Know Thyself is the most important maxim set out by Socrates. In Philosophy, self-knowledge is emphasised, recognising that understanding yourself is integral to connecting with others. We cannot connect to other people emotionally if we don’t connect to ourselves.

In today’s digital age, where self-perception is often shaped by algorithms and social media, cultivating lifelong self-awareness becomes even more vital. Philosophy teaches students to question their beliefs critically and discern opinions from evidence, fostering a culture of reasoned discourse.
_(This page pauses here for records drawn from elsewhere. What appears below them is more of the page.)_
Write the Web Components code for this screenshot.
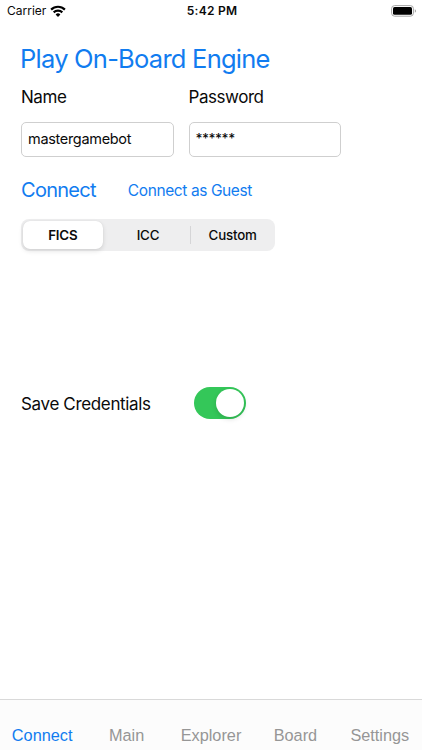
<!DOCTYPE html>
<html lang="en">
<head>
<meta charset="utf-8">
<title>Connect</title>
<style>
html, body {
  margin: 0;
  height: 100%;
  background: #fff;
  overflow: hidden;
}
</style>
</head>
<body>
<connect-app></connect-app>
<script>
function define(name, html) {
  const template = document.createElement('template');
  template.innerHTML = html;
  customElements.define(name, class extends HTMLElement {
    constructor() {
      super();
      this.attachShadow({ mode: 'open' }).appendChild(template.content.cloneNode(true));
    }
  });
}

define('status-bar', `
<style>
:host {
  display: grid;
  grid-template-columns: 1fr auto 1fr;
  align-items: center;
  box-sizing: border-box;
  height: 22px;
  padding: 0 5px 1px 7px;
  font-size: 12px;
}
.carrier { display: flex; align-items: center; gap: 4px; }
.time { font-weight: 600; letter-spacing: 0.25px; }
.battery { justify-self: end; display: flex; }
svg { display: block; }
</style>
<div class="carrier"><slot></slot>
  <svg width="16" height="12" viewBox="0 0 16 12">
    <g fill="none" stroke="#000" stroke-width="2.2">
      <path d="M1.1 4.6a9.8 9.8 0 0 1 13.8 0"/>
      <path d="M3.7 7.4a6.1 6.1 0 0 1 8.6 0"/>
    </g>
    <path d="M8 12 5.6 9.5a3.4 3.4 0 0 1 4.8 0z"/>
  </svg>
</div>
<div class="time"><slot name="time"></slot></div>
<div class="battery">
  <svg width="26" height="12" viewBox="0 0 26 12">
    <rect x="0.6" y="0.6" width="21.8" height="10.6" rx="3" fill="#fff" stroke="#a5a5a5"/>
    <rect x="2" y="2" width="19" height="7.8" rx="1.6"/>
    <path d="M23.8 4.2q1.3.5 1.3 1.8t-1.3 1.8z" fill="#a5a5a5"/>
  </svg>
</div>
`);

define('link-button', `
<style>
:host { display: block; color: #117cf0; white-space: nowrap; }
</style>
<slot></slot>
`);

define('text-field', `
<style>
:host { display: block; width: 152.5px; }
.label { font-size: 17px; line-height: 22px; letter-spacing: -0.45px; }
.box {
  box-sizing: border-box;
  height: 35px;
  margin-top: 14px;
  padding: 0 6px;
  border: 1px solid #cfcfcf;
  border-radius: 5px;
  font-size: 14.5px;
  line-height: 32px;
  letter-spacing: -0.32px;
}
:host([secure]) .box { font-size: 13.5px; font-weight: 500; letter-spacing: -0.5px; line-height: 31px; }
</style>
<div class="label"><slot name="label"></slot></div>
<div class="box"><slot></slot></div>
`);

define('segmented-control', `
<style>
:host {
  display: grid;
  grid-template-columns: repeat(3, 1fr);
  box-sizing: border-box;
  width: 254px;
  height: 32px;
  border-radius: 8px;
  background: #eeeeef;
}
</style>
<slot></slot>
`);

define('segment-item', `
<style>
:host {
  display: flex;
  box-sizing: border-box;
  padding: 2px;
  font-size: 13.3px;
  font-weight: 500;
  letter-spacing: -0.15px;
}
div {
  flex: 1;
  display: flex;
  align-items: center;
  justify-content: center;
  border-radius: 7px;
}
:host([selected]) { font-weight: 600; }
:host([selected]) div {
  margin-right: 1px;
  background: #fff;
  box-shadow: 0 2px 5px rgba(0, 0, 0, 0.12), 0 0 1px rgba(0, 0, 0, 0.1);
}
:host([divided]) {
  background: linear-gradient(#d5d5d7, #d5d5d7) 0 50% / 1px 18px no-repeat;
}
</style>
<div><slot></slot></div>
`);

define('toggle-switch', `
<style>
:host {
  display: flex;
  justify-content: flex-end;
  box-sizing: border-box;
  width: 52px;
  height: 32px;
  padding: 2px;
  border-radius: 16px;
  background: #34c759;
}
div {
  width: 28px;
  height: 28px;
  border-radius: 50%;
  background: #fff;
  box-shadow: 0 2px 5px rgba(0, 0, 0, 0.15);
}
</style>
<div></div>
`);

define('tab-bar', `
<style>
:host {
  display: grid;
  grid-template-columns: repeat(5, 1fr);
  box-sizing: border-box;
  height: 51px;
  padding-top: 24px;
  border-top: 1px solid #d9d9d9;
  background: #fcfcfc;
}
</style>
<slot></slot>
`);

define('tab-item', `
<style>
:host {
  display: block;
  text-align: center;
  font: 16.3px/22px "Liberation Sans", Arial, sans-serif;
  color: #969696;
}
:host([selected]) { color: #117cf0; }
</style>
<slot></slot>
`);

define('connect-app', `
<style>
:host {
  display: flex;
  flex-direction: column;
  height: 750px;
  font-family: Inter, Roboto, sans-serif;
  color: #0a0a0a;
}
main { flex: 1; padding: 21px 0 0 21px; }
.title { font-size: 25.5px; line-height: 32px; letter-spacing: -0.76px; margin-left: -1px; }
.fields { display: flex; gap: 15px; margin-top: 11px; }
.actions { display: flex; align-items: center; gap: 32px; height: 30px; margin: 18px 0 14px; }
.connect { font-size: 20px; letter-spacing: -0.72px; }
.guest { font-size: 15.5px; letter-spacing: -0.4px; }
.save { display: flex; align-items: center; margin-top: 136px; }
.save span { width: 173px; padding-top: 1px; font-size: 17px; letter-spacing: -0.35px; }
</style>
<status-bar>Carrier<span slot="time">5:42 PM</span></status-bar>
<main>
  <link-button class="title">Play On-Board Engine</link-button>
  <div class="fields">
    <text-field><span slot="label">Name</span>mastergamebot</text-field>
    <text-field secure><span slot="label">Password</span>******</text-field>
  </div>
  <div class="actions">
    <link-button class="connect">Connect</link-button>
    <link-button class="guest">Connect as Guest</link-button>
  </div>
  <segmented-control>
    <segment-item selected>FICS</segment-item>
    <segment-item>ICC</segment-item>
    <segment-item divided>Custom</segment-item>
  </segmented-control>
  <div class="save">
    <span>Save Credentials</span>
    <toggle-switch></toggle-switch>
  </div>
</main>
<tab-bar>
  <tab-item selected>Connect</tab-item>
  <tab-item>Main</tab-item>
  <tab-item>Explorer</tab-item>
  <tab-item>Board</tab-item>
  <tab-item>Settings</tab-item>
</tab-bar>
`);
</script>
</body>
</html>
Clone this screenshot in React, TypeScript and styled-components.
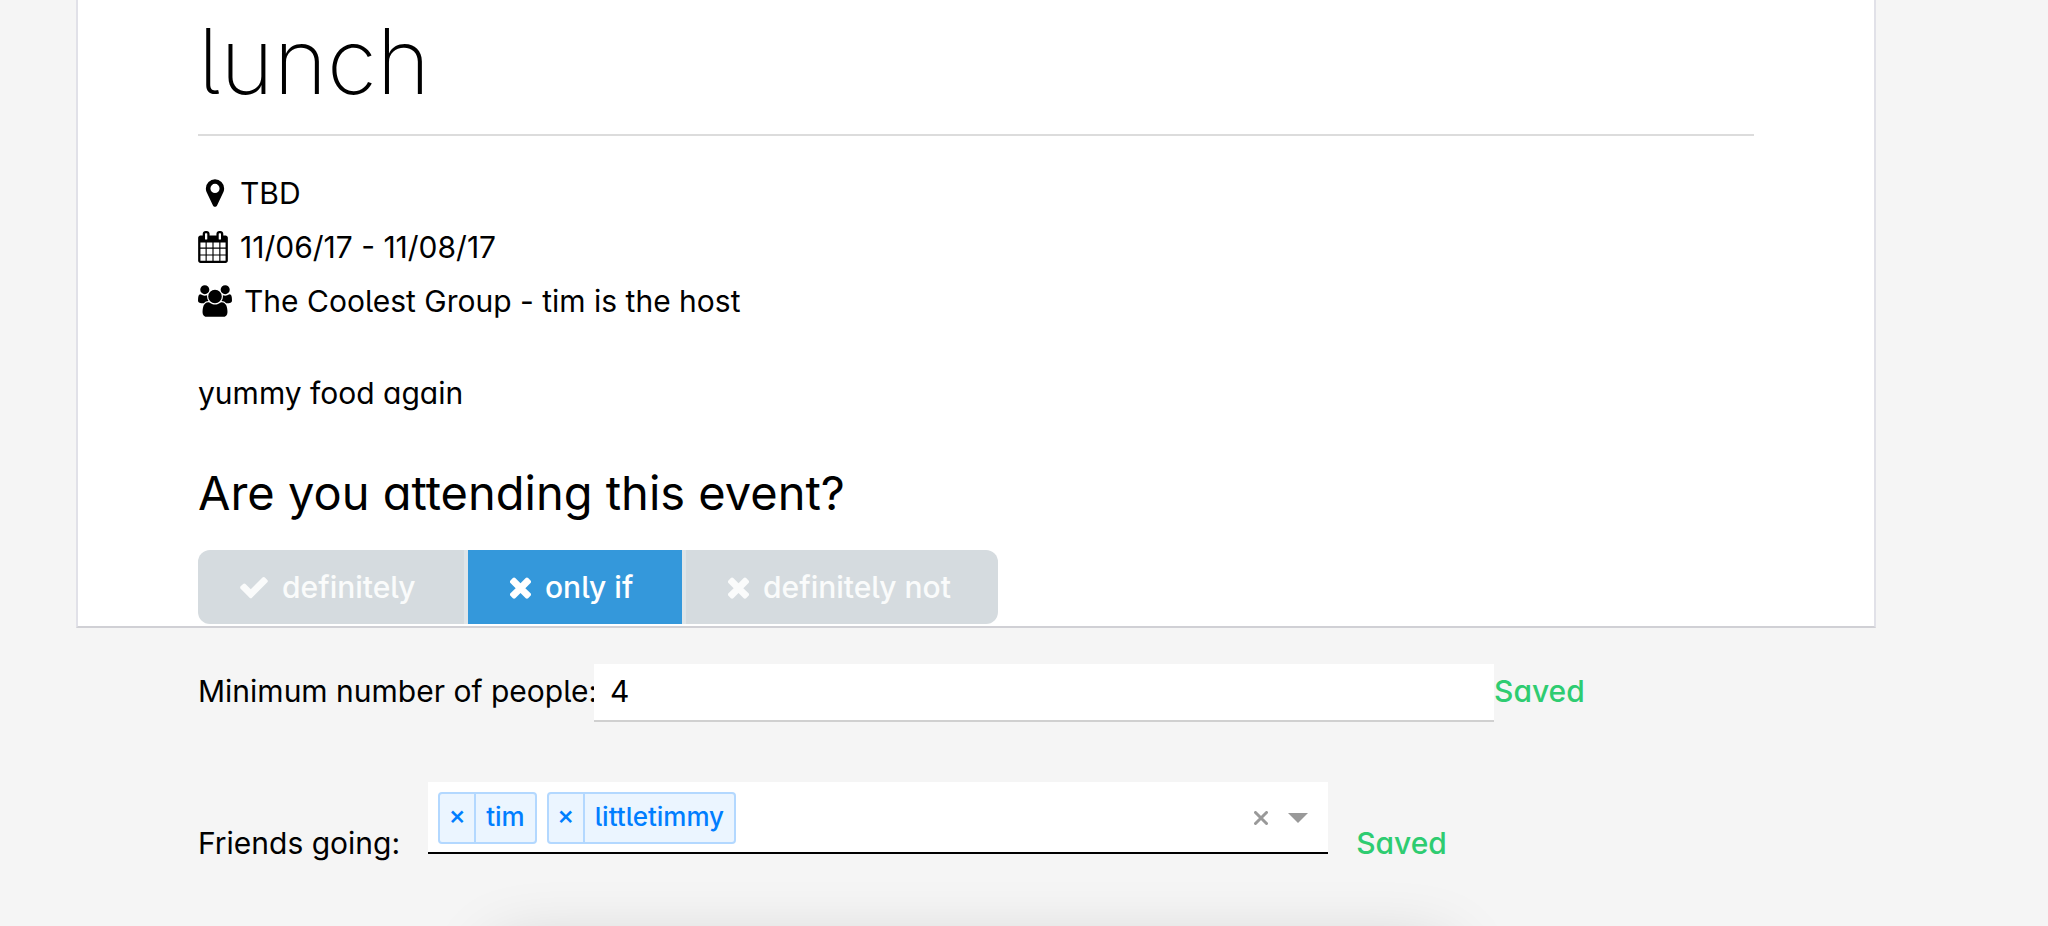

By engaging in philosophical inquiry together, students learn to recognise and overcome emotional biases, paving the way for a more empathetic approach. However, empathy alone, without compassion or moral action, falls short. Embedding empathy within existing courses and promoting existing courses like Philosophy is essential to ensure its integration into ethical decision-making.

While standalone empathy courses may foster empathy within a classroom setting, they risk overlooking the nuanced complexities of moral decision-making on a wider scale. Therefore, a holistic approach, integrating empathy within broader educational frameworks that already exist, is vital for nurturing empathetic, compassionate, and ethically responsible individuals who will be better placed to take action.